§ **Short task**: Identify the lines that contain the string "React" and copy all of them.

§ **Stored data**:
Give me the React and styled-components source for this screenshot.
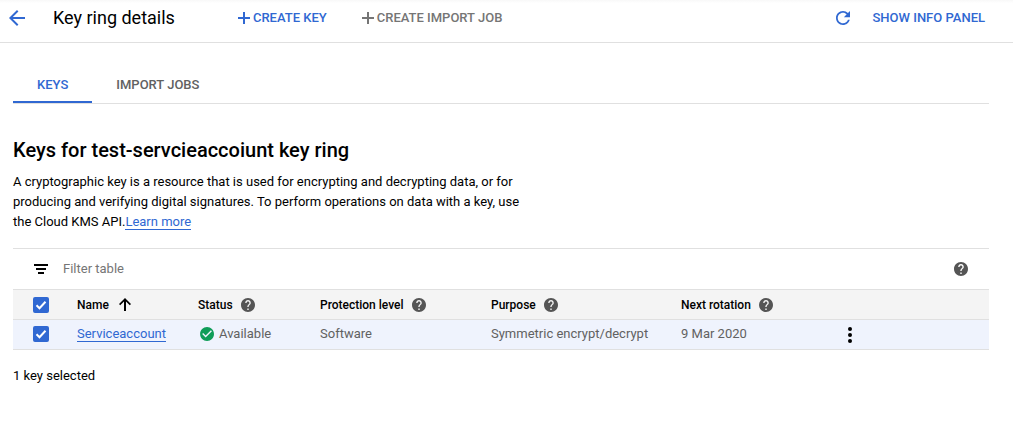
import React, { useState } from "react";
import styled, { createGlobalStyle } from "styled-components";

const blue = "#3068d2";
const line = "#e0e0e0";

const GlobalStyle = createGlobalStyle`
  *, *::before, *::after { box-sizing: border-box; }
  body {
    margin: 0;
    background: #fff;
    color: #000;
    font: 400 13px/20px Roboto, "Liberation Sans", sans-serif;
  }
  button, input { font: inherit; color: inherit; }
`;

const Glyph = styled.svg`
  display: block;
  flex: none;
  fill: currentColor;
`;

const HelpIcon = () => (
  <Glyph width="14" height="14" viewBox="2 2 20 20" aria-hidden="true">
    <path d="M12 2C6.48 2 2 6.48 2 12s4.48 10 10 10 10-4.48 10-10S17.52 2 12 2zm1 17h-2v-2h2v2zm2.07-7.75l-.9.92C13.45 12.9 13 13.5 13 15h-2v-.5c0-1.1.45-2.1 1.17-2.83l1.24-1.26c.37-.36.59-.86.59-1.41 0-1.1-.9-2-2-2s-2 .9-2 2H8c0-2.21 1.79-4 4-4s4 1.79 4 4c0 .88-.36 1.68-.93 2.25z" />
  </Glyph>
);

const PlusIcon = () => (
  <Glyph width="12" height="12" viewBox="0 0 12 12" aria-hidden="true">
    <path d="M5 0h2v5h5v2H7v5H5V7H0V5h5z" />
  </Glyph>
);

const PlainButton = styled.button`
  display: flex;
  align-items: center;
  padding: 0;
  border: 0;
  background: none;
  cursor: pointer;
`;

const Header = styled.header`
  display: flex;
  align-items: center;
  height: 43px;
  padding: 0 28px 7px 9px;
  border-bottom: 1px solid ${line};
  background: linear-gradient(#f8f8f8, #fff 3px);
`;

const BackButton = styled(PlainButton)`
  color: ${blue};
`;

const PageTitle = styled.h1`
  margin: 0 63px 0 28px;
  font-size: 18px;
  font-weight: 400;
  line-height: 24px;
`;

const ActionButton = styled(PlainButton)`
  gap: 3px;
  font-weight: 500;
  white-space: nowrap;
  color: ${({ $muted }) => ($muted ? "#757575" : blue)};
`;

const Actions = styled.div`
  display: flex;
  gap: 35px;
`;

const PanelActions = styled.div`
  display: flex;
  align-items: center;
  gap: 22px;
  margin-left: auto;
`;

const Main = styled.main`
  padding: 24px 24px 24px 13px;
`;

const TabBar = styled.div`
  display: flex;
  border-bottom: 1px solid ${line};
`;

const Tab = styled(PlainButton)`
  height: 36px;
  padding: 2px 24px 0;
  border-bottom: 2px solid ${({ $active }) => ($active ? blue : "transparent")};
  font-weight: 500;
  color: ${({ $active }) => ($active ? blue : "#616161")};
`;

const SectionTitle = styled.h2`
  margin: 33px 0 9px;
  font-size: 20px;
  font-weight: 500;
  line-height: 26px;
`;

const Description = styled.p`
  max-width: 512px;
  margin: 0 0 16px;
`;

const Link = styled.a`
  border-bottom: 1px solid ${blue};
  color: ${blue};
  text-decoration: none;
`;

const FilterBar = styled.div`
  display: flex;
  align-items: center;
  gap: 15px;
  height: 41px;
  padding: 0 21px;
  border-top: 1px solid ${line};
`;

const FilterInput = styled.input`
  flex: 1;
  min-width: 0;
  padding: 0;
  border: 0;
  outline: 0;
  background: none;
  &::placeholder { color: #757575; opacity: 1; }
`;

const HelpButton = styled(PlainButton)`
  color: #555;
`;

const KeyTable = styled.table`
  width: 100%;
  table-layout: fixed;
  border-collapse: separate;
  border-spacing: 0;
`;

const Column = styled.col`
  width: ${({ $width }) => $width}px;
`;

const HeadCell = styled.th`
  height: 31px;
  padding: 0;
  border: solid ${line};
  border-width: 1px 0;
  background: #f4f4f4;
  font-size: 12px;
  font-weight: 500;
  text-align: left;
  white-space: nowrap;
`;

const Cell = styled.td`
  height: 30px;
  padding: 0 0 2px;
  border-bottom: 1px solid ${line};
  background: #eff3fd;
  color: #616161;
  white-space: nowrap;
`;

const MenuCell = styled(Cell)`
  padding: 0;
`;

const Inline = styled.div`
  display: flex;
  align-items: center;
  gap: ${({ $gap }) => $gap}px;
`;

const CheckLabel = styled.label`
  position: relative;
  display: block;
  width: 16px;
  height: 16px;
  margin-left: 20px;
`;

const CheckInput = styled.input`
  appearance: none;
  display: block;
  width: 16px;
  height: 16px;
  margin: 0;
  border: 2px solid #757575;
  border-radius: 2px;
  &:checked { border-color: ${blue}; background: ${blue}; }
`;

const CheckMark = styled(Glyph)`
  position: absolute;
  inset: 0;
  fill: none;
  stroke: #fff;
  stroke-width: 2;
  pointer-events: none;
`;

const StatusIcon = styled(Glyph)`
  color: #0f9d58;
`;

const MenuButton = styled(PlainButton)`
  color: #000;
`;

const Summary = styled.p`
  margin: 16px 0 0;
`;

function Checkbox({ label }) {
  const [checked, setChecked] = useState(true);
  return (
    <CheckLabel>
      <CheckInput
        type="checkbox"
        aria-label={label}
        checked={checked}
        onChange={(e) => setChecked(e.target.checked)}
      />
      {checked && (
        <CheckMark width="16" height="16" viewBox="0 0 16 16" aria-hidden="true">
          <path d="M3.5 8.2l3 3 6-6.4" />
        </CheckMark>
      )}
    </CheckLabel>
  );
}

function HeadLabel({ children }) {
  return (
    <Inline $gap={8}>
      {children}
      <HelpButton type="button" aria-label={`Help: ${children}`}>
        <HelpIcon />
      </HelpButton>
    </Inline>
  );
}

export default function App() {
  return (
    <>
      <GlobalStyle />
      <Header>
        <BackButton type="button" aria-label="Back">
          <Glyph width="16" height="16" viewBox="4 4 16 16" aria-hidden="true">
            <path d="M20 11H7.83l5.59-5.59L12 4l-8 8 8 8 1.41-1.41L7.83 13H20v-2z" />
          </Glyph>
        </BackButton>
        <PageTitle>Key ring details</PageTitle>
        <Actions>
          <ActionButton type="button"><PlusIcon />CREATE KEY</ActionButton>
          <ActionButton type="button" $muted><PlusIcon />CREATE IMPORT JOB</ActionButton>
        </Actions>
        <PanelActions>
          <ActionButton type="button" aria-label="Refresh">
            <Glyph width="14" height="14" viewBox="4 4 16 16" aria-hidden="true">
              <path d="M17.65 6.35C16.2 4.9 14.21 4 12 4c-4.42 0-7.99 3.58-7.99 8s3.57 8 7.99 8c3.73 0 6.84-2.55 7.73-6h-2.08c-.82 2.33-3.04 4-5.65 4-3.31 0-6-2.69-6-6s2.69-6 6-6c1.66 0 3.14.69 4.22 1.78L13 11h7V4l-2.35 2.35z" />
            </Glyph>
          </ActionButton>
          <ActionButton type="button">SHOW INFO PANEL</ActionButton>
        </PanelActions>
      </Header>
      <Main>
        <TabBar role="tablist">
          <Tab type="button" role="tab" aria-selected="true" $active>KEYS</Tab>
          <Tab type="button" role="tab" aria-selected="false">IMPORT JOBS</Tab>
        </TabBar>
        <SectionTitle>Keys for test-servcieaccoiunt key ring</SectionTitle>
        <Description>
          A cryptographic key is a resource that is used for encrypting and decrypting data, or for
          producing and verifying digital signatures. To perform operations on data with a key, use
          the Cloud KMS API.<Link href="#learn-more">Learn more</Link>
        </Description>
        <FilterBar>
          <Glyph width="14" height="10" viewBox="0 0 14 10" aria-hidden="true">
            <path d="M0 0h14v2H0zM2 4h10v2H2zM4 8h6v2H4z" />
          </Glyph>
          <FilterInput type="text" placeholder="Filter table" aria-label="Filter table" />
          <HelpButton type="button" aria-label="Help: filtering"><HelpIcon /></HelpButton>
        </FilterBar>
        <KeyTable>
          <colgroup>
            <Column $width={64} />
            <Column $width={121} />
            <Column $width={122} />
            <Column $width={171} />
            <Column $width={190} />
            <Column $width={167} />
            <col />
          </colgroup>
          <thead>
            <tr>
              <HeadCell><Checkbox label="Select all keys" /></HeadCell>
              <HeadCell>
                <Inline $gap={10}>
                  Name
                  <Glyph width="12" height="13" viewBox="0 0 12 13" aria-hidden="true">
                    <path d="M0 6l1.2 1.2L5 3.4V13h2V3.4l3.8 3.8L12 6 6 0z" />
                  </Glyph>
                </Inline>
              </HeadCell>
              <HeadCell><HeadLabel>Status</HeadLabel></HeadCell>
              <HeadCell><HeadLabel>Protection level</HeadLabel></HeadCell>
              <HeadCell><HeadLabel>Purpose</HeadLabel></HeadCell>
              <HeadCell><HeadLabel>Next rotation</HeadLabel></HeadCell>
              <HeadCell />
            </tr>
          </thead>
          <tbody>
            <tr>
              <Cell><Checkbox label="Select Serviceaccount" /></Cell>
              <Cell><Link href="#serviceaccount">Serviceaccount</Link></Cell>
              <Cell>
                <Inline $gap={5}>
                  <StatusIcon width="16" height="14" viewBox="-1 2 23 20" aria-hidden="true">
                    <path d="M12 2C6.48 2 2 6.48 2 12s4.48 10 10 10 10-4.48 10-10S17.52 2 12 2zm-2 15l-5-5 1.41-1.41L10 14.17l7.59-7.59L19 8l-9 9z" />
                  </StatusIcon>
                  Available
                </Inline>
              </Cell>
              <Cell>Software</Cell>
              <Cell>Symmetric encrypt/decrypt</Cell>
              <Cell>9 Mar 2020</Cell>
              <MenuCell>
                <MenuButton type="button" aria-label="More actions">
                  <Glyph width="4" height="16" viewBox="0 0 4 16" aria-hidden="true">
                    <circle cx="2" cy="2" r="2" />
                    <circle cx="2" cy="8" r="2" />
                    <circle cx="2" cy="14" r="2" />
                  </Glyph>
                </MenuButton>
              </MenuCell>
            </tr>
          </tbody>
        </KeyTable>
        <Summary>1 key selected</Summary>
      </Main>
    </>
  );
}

§ **Complete response**:
Give me the React and styled-components source for this screenshot.
import React, { useState } from "react";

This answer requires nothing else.